Many of the state park campgrounds and trails near Portland-Milo McIver near Estacada, Ainsworth in the Columbia Gorge, Champoeg in the Willamette Valley-are extremely busy in the summer. When Stub Stewart opens, the number of state park campsites within 35 miles of Portland will increase more than 40%.
“Stub Stewart adds the kind of camping and trails we need to serve Oregon’s most populated region,” says Wood. “Parks are important to the relaxed Oregon way of life and our economy, and Stub Stewart is within easy reach of millions of Oregonians.”
Most of the funding for park construction-$14.5 million-came from the Oregon Parks and Recreation Department’s share of the Oregon Lottery. Voters dedicated lottery funding to state parks in 1998 to help pay for maintenance, park development and local community recreation through grants. Stub Stewart construction was also supported with more than $2 million in federal money from the Land and Water Conservation Fund. Volunteers helped build key features such as the horse and hike-in camps. The park includes many accessible features-such as ramps and wheelchair-accessible picnic tables-designed to make the park easy to use.
Campers eager to visit Stub Stewart may now call 1-800-452-5687, Monday-Friday, 8 a.m.-7 p.m. to make campsite and cabin reservations for stays starting August 16 and later.

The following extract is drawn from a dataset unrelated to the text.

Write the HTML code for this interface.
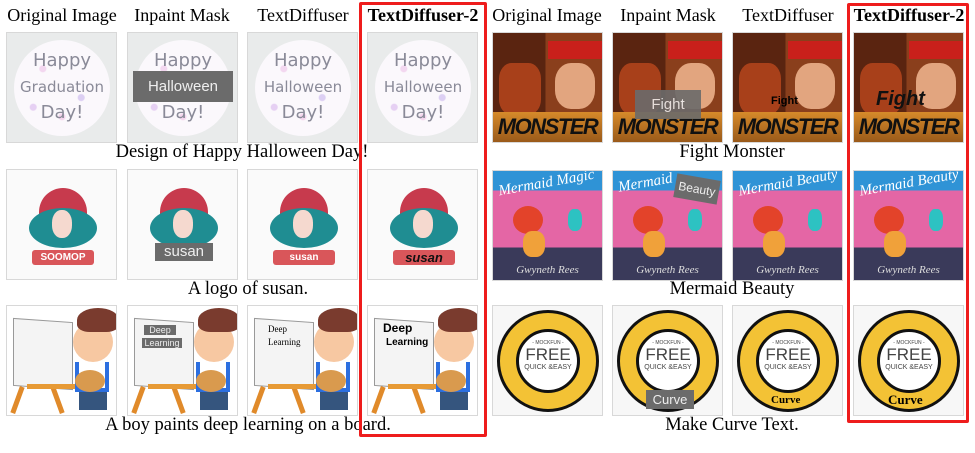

Reservations are also available online at www.oregonstateparks.org. The park’s campsites and cabins will be available on a first-come, first-served basis from July 8 to August 16.
The park will host its first event even before the official opening. Cycle Oregon will spend part of a day in the park on June 24 during its annual weekend ride. Registration for the weekend ride is still open; contact Cycle Oregon at www.cycleoregon.com, or call 800-292-5367 for registration information.

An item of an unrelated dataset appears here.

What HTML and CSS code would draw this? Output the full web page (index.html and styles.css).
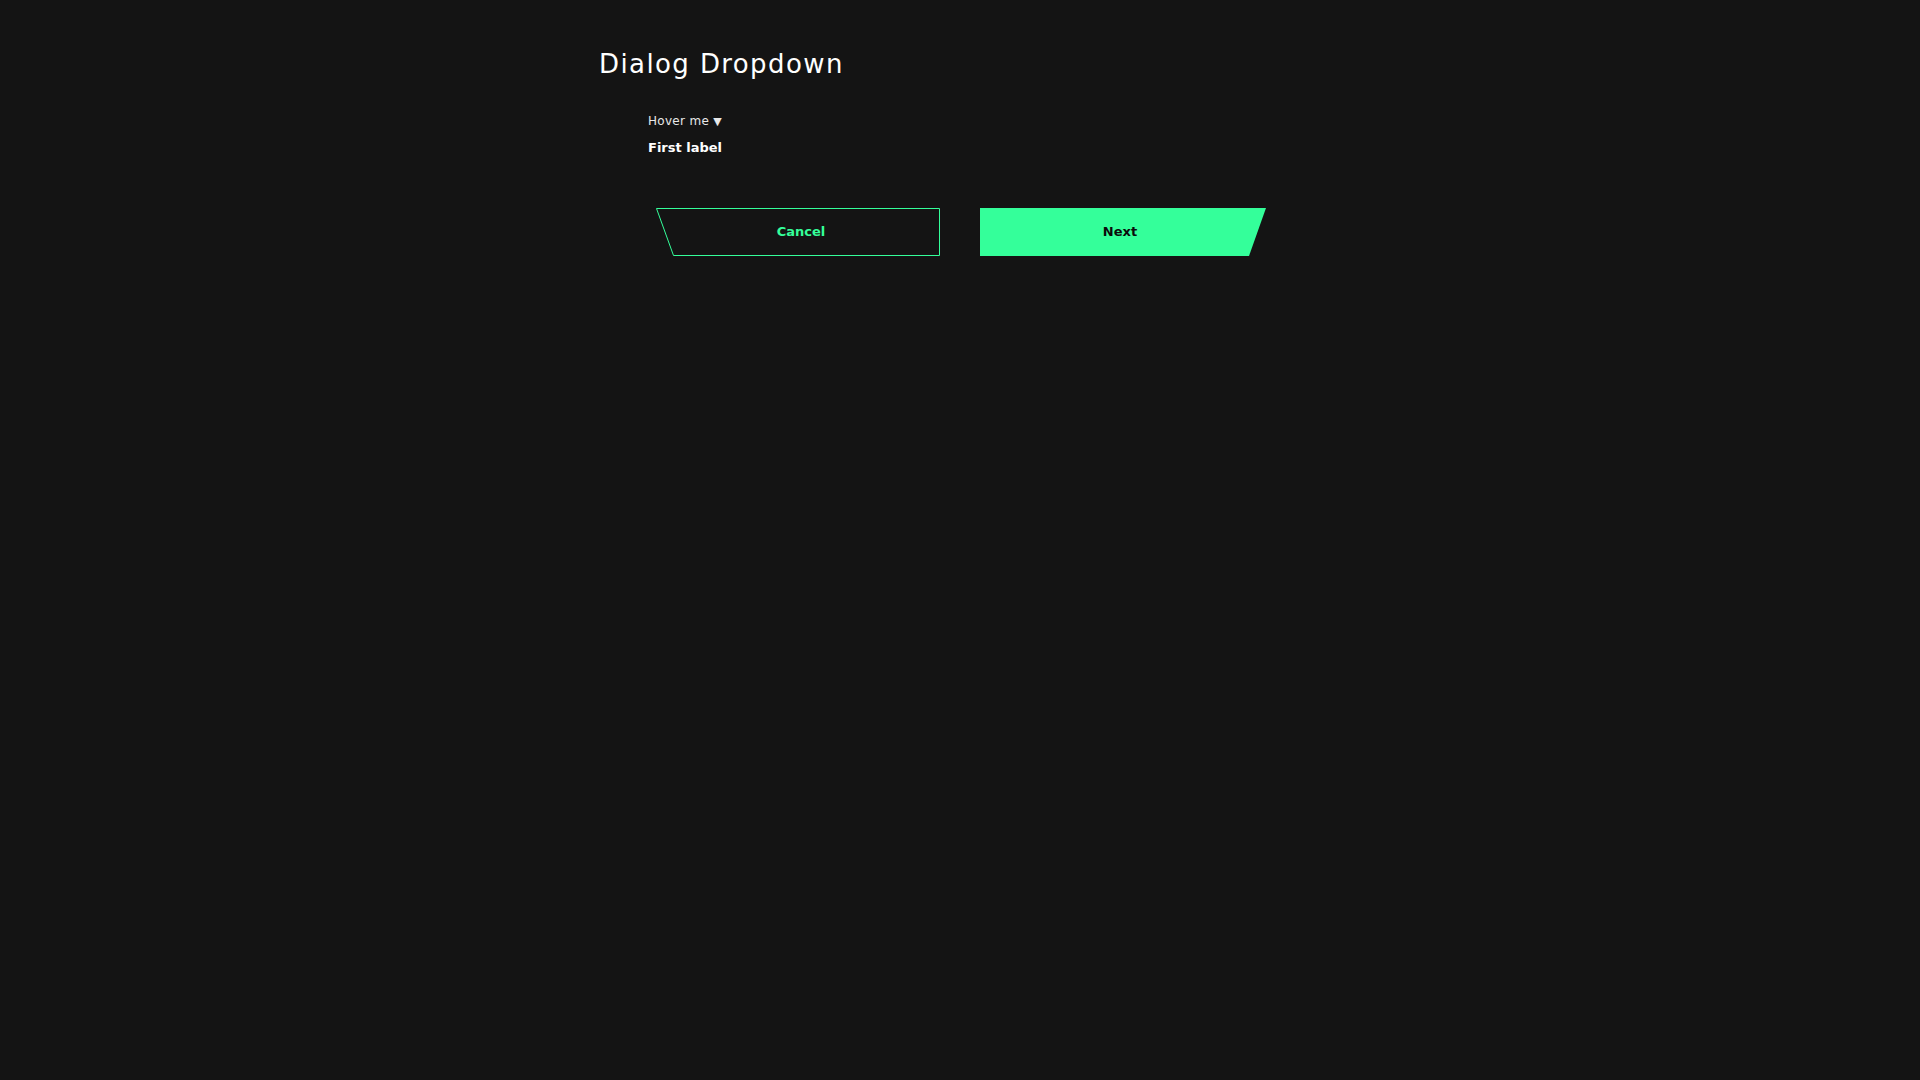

Portions of the park will open on a limited basis between now and July 8 as construction crews complete their work and leave the park. Visitors can receive updates on the status of the park-and download maps and other information-online at http://www.oregonstateparks.org/park_255.php. Up-to-date information on the park is also available through the park information line at 1-800-551-6949, Monday-Friday, 8 a.m. to 5 p.m. Visitors who would like to see the park before the July 8 opening should call or check online first to find out if entry will be possible.